One can pace the hall, moving from quiet to bedlam and back again. I did so repeatedly on Friday, my jaw a tick away from slack. “A lot of people notice that,” a young woman said as she walked past.

 

The hallway is split between Intermediate School 151 and the Knowledge Is Power Program Academy charter school. The schools share a building on East 156th Street, across from the housing projects, but not much else.)
Nor is this unusual: I made a 2nd visit yesterday to the new KIPP Infinity school on 133rd St., which shares a building with a notoriously underperforming, dangerous school (poor Roberto Clemente, having such a school named after him) and I asked Joe Negron how often the Principal of the regular school visited him and he said, "Never."
 
Folks, we have a lot of work to do to fix this system...
 
4) Whatever your view on the widespread decline of unions in this country, it's undeniably a disaster for African-Americans, and makes our work to improve failing schools -- which are disproportionately victimizing minorities -- all the more important.
But then unions lost bargaining power and members. And while labor leaders called attention to the overall decline, few took notice that blacks were losing much more ground than whites.

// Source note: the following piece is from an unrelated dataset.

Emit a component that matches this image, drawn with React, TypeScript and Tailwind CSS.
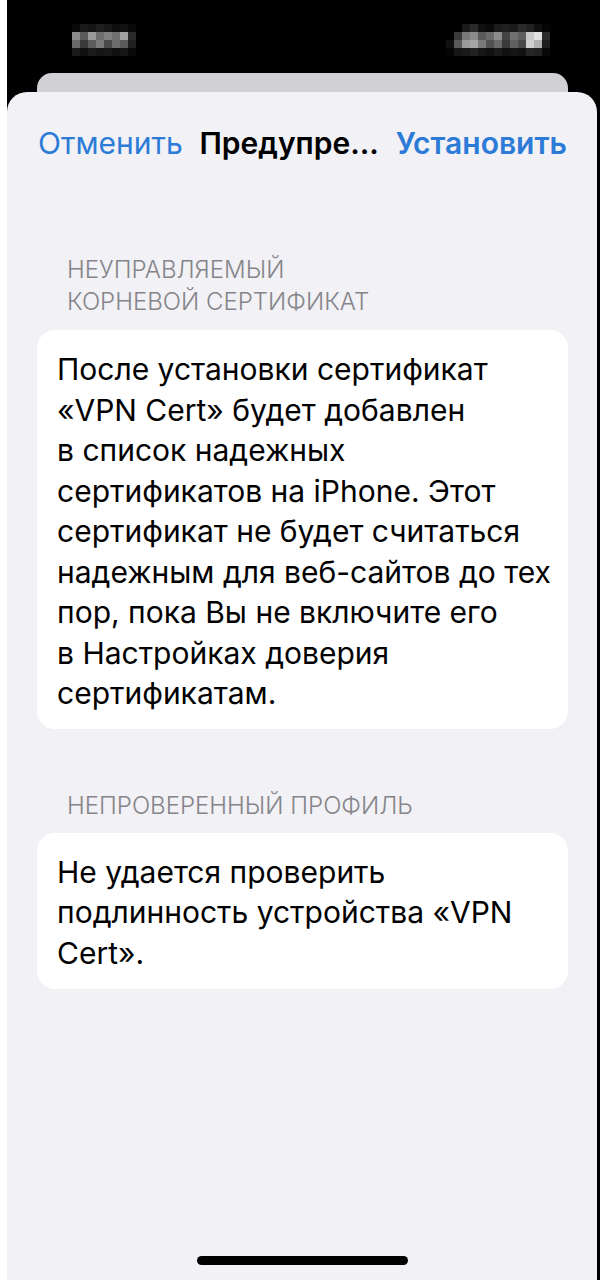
import React from "react";

const timeBlocks = [
  ["bg-[#0a0a0a]", "bg-[#1a1a1a]", "bg-[#141414]", "bg-[#1e1e1e]", "bg-[#181818]", "bg-[#0e0e0e]", "bg-[#111111]", "bg-[#0a0a0a]"],
  ["bg-[#8c8c8c]", "bg-[#5a5a5a]", "bg-[#9a9a9a]", "bg-[#6e6e6e]", "bg-[#808080]", "bg-[#707070]", "bg-[#a0a0a0]", "bg-[#2a2a2a]"],
  ["bg-[#6a6a6a]", "bg-[#3a3a3a]", "bg-[#5c5c5c]", "bg-[#7a7a7a]", "bg-[#4a4a4a]", "bg-[#6c6c6c]", "bg-[#5a5a5a]", "bg-[#202020]"],
  ["bg-[#1a1a1a]", "bg-[#101010]", "bg-[#1c1c1c]", "bg-[#141414]", "bg-[#181818]", "bg-[#101010]", "bg-[#161616]", "bg-[#0a0a0a]"],
];

const iconBlocks = [
  ["bg-[#000000]", "bg-[#000000]", "bg-[#1a1a1a]", "bg-[#2a2a2a]", "bg-[#101010]", "bg-[#0a0a0a]", "bg-[#1c1c1c]", "bg-[#202020]", "bg-[#1a1a1a]", "bg-[#2a2a2a]", "bg-[#222222]", "bg-[#101010]", "bg-[#050505]", "bg-[#000000]"],
  ["bg-[#000000]", "bg-[#3a3a3a]", "bg-[#7a7a7a]", "bg-[#8a8a8a]", "bg-[#5a5a5a]", "bg-[#6a6a6a]", "bg-[#8c8c8c]", "bg-[#444444]", "bg-[#707070]", "bg-[#5e5e5e]", "bg-[#c8c8c8]", "bg-[#e0e0e0]", "bg-[#2a2a2a]", "bg-[#000000]"],
  ["bg-[#101010]", "bg-[#5a5a5a]", "bg-[#9a9a9a]", "bg-[#a4a4a4]", "bg-[#7a7a7a]", "bg-[#525252]", "bg-[#6a6a6a]", "bg-[#3a3a3a]", "bg-[#606060]", "bg-[#4a4a4a]", "bg-[#d0d0d0]", "bg-[#b0b0b0]", "bg-[#1e1e1e]", "bg-[#000000]"],
  ["bg-[#050505]", "bg-[#151515]", "bg-[#1a1a1a]", "bg-[#222222]", "bg-[#161616]", "bg-[#101010]", "bg-[#1a1a1a]", "bg-[#101010]", "bg-[#151515]", "bg-[#111111]", "bg-[#262626]", "bg-[#222222]", "bg-[#080808]", "bg-[#000000]"],
];

function Pixelated({ rows }: { rows: string[][] }) {
  return (
    <div className="flex flex-col">
      {rows.map((row, i) => (
        <div key={i} className="flex">
          {row.map((c, j) => (
            <div key={j} className={`h-[8px] w-[8px] ${c}`} />
          ))}
        </div>
      ))}
    </div>
  );
}

const font = { fontFamily: "Inter, 'Noto Sans', 'Liberation Sans', sans-serif" };

export default function App() {
  const card1 = [
    "После установки сертификат",
    "«VPN Cert» будет добавлен",
    "в список надежных",
    "сертификатов на iPhone. Этот",
    "сертификат не будет считаться",
    "надежным для веб-сайтов до тех",
    "пор, пока Вы не включите его",
    "в Настройках доверия",
    "сертификатам.",
  ];
  const card2 = [
    "Не удается проверить",
    "подлинность устройства «VPN",
    "Cert».",
  ];
  return (
    <div className="flex h-[1280px] w-[606px] bg-white" style={font}>
      <div className="ml-[7px] flex w-[593px] flex-col bg-black">
        <div className="flex h-[73px] items-start justify-between pl-[65px] pr-[42px] pt-[24px]">
          <Pixelated rows={timeBlocks} />
          <Pixelated rows={iconBlocks} />
        </div>
        <div className="ml-[30px] mr-[32px] h-[19px] rounded-t-[15px] bg-[#d0d0d5]" />
        <div className="mr-[3px] flex flex-1 flex-col rounded-t-[20px] bg-[#f1f1f6]">
          <div className="flex h-[102px] items-center justify-between pl-[31px] pr-[30px] text-[30px]">
            <span className="text-[#2c7bd6]">Отменить</span>
            <span className="font-semibold text-black">Предупре...</span>
            <span className="font-semibold text-[#2c7bd6]">Установить</span>
          </div>

          <div className="mt-[60px] pl-[60px] text-[24px] font-light leading-[32px] text-[#858589]">
            <div>НЕУПРАВЛЯЕМЫЙ</div>
            <div>КОРНЕВОЙ СЕРТИФИКАТ</div>
          </div>
          <div className="ml-[30px] mr-[29px] mt-[12px] rounded-[18px] bg-white pb-[15px] pl-[20px] pt-[19px] text-[30px] leading-[40.5px] text-black">
            {card1.map((l, i) => (
              <div key={i} className="whitespace-nowrap">{l}</div>
            ))}
          </div>

          <div className="mt-[61px] pl-[60px] text-[24px] font-light leading-[32px] text-[#858589]">
            <div>НЕПРОВЕРЕННЫЙ ПРОФИЛЬ</div>
          </div>
          <div className="ml-[30px] mr-[29px] mt-[11px] rounded-[18px] bg-white pb-[16px] pl-[20px] pt-[19px] text-[30px] leading-[40.5px] text-black">
            {card2.map((l, i) => (
              <div key={i} className="whitespace-nowrap">{l}</div>
            ))}
          </div>

          <div className="mb-[15px] mt-auto h-[9px] w-[211px] self-center rounded-full bg-black" />
        </div>
      </div>
    </div>
  );
}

In the last five years, that trend accelerated. Despite a growing economy, the number of African-Americans in unions has fallen by 14.4 percent since 2000, while white membership is down 5.4 percent.

For a while in the 1980's, one out of every four black workers was a union member; now it is closer to one in seven. This loss of better-paying jobs helps to explain why blacks are doing worse than any other group in the current recovery. Labor leaders have acknowledged the disproportionate damage to African-Americans, but they decline to make special efforts to organize blacks and offset the decrease, saying that all groups need help.